- [Work required]:
Lift out all lines below that contain "components".

↓↓↓

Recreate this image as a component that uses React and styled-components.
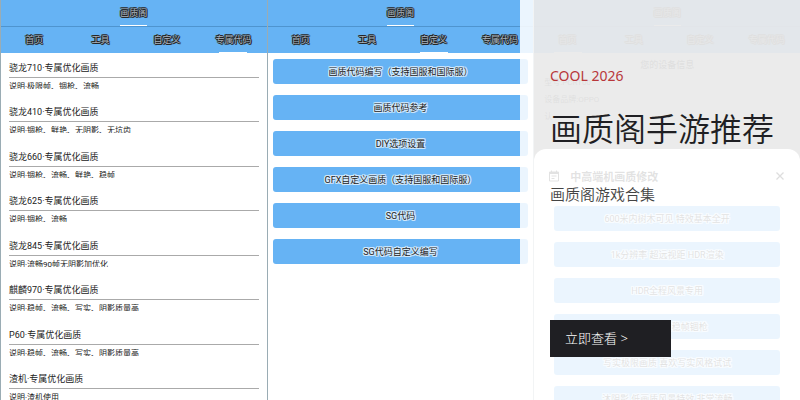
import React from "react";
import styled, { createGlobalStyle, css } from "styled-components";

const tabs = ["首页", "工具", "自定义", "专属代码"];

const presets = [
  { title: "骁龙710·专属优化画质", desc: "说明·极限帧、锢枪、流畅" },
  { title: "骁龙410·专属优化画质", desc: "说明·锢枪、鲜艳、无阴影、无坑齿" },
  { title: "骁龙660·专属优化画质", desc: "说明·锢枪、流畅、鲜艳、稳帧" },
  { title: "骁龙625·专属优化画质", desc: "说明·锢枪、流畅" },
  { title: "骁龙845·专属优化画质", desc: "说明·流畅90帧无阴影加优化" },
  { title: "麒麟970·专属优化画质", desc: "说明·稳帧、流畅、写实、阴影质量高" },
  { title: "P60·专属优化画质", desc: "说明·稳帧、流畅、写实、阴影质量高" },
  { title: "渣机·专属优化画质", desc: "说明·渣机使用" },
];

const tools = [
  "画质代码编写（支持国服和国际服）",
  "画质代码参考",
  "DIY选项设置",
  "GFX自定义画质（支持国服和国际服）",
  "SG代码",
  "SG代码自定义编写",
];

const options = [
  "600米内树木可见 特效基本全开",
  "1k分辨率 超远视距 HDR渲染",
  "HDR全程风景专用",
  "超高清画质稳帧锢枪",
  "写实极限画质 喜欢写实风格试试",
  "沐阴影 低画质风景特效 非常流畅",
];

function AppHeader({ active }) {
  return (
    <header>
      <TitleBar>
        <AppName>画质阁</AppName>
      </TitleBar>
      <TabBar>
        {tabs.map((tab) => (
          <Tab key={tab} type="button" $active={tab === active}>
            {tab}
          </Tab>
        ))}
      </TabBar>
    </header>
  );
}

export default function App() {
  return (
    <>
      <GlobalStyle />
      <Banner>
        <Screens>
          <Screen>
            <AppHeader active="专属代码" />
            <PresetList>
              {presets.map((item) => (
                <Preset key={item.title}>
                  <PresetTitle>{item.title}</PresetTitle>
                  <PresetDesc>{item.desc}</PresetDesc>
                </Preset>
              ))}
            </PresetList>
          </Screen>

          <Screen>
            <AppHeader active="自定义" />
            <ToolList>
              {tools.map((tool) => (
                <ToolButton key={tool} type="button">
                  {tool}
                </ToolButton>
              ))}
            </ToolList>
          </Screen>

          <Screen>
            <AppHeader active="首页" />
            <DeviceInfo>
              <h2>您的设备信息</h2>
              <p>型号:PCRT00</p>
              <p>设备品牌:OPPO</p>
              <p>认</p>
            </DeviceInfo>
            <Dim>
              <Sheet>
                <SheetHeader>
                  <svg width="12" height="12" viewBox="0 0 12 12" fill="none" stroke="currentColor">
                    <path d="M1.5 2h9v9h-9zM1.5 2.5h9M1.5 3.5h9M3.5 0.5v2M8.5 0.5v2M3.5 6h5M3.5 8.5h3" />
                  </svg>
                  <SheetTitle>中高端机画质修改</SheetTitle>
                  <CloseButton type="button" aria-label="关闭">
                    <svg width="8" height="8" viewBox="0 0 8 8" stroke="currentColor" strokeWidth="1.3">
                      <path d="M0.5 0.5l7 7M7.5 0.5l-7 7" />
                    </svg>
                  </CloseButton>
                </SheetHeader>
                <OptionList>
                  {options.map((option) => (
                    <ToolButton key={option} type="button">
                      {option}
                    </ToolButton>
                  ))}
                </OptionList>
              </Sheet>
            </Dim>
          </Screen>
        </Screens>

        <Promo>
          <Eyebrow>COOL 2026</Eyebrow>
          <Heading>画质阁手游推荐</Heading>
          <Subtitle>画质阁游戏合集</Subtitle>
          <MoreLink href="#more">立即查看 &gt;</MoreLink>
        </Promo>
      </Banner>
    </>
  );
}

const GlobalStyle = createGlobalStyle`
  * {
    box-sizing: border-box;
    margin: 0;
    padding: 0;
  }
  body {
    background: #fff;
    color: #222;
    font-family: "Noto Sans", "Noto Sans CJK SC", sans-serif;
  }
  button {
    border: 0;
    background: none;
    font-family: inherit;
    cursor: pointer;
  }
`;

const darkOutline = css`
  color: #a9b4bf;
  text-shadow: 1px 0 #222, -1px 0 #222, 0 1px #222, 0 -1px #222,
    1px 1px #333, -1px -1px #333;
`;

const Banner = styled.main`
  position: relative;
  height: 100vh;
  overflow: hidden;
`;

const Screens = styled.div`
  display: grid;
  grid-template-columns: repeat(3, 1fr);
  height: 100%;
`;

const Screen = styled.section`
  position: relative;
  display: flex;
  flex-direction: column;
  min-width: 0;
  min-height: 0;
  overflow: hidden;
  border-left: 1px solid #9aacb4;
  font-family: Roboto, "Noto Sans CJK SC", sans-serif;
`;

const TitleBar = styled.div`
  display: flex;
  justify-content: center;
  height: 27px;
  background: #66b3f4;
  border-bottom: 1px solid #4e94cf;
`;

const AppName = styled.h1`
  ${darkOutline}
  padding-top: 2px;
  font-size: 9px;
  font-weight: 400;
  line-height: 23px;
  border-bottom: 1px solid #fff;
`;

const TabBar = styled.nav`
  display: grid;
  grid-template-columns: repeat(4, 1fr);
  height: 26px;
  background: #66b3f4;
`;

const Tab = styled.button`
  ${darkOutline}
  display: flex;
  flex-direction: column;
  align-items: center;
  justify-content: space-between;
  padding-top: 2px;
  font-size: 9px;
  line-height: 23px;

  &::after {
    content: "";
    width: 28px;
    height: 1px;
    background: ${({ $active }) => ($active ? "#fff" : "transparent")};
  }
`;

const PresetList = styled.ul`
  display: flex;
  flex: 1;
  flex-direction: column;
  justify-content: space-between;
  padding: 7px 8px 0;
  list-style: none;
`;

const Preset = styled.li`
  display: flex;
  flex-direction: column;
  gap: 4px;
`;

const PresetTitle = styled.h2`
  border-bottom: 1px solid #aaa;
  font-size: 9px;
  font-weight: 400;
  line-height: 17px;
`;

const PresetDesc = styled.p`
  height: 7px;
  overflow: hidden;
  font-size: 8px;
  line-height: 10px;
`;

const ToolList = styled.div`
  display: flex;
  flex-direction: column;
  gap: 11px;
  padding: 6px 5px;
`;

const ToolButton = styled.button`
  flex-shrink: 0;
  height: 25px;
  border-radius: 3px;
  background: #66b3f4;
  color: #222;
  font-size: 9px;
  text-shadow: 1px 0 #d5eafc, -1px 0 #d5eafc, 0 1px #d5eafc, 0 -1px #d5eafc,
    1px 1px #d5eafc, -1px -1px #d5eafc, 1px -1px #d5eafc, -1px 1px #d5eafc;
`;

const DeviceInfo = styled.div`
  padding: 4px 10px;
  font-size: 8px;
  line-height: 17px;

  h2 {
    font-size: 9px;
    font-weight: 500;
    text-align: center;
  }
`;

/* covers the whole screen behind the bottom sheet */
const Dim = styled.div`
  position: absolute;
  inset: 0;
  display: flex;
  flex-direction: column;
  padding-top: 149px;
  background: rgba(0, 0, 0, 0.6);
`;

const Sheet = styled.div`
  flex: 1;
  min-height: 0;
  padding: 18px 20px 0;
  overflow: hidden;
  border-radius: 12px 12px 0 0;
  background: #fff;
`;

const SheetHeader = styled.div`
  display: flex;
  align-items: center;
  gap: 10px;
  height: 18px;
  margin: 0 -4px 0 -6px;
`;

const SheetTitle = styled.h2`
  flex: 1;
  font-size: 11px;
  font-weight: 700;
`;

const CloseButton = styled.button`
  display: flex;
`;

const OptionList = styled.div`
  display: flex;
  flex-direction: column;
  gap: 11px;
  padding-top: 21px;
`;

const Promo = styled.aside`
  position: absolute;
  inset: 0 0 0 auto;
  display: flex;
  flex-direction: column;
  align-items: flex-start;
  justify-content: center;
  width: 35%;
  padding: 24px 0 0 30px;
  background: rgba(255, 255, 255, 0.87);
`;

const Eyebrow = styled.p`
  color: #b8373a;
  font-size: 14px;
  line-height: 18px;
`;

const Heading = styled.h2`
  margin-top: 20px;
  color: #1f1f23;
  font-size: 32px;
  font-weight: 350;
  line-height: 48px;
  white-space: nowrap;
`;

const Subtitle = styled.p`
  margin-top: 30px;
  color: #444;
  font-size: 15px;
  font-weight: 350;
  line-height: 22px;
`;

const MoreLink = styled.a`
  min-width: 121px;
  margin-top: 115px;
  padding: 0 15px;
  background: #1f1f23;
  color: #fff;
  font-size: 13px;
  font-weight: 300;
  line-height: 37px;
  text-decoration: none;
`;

↑↑↑

- [Exercise solution]:
Recreate this image as a component that uses React and styled-components.
import styled, { createGlobalStyle, css } from "styled-components";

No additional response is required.